Protect Our Farmland: Our county must enact ordinances that explicitly prohibit the construction of industrial facilities like data centers on land designated as prime farmland. Our agricultural heritage is a vital part of our economy and identity; it is not for sale.
2. Insist on Higher Standards for Development
If a data center is to be built, it must be a good neighbor. This means holding developers to strict, non-negotiable standards that protect our community from day one.
Enforce Strict Noise Control: The constant hum from massive cooling systems can destroy the peace of a rural community. We must demand binding ordinances that require the use of the latest noise-dampening technology and mandate ongoing, independent noise monitoring to ensure compliance.

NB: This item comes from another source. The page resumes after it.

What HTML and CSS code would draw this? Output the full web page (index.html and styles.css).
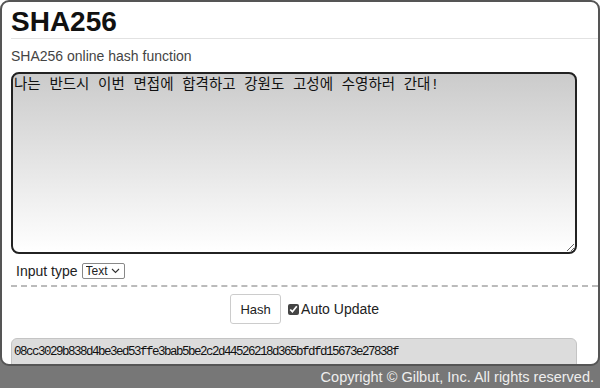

Preserve Our Scenery and Dark Skies: Data centers should not be concrete behemoths that scar our landscape. Our county must require architectural standards that ensure these buildings blend in with their surroundings. This includes mandating "dark sky" compliant lighting to prevent light pollution that blots out the night sky.
Safeguard Our Water: Data centers can use immense amounts of water for cooling. We must demand a comprehensive and public review of the impact on our local water supply before any project is approved. Priority should be given to facilities that use water-wise, closed-loop cooling technology.
3. Demand Real Community Partnership and Benefits
For too long, developers have reaped massive profits while our community shoulders the burden. It’s time for a new arrangement where developers are true partners in our community’s success.
Require Community Benefit Agreements (CBAs): These legally binding contracts are essential. Before a single shovel of dirt is turned, developers must commit to tangible benefits for our community, such as funding for local schools and parks, investments in road and grid improvements for everyone, or contributions to preserve open space elsewhere in the county.
Ensure Full Transparency: We demand an open and honest process. Mandatory public meetings must be held before any official applications are filed, giving residents a real opportunity to voice concerns and shape the outcome of projects.
Establish a Citizen Oversight Board: A permanent community advisory board should be created for every approved data center. This board, composed of local residents, would ensure developers live up to their promises and provide a direct line of communication to address any issues that arise during construction and operation.
This balanced approach allows our county to participate in the digital economy without destroying what makes it a special place to live.
We are not asking to halt the future. We are asking to shape it.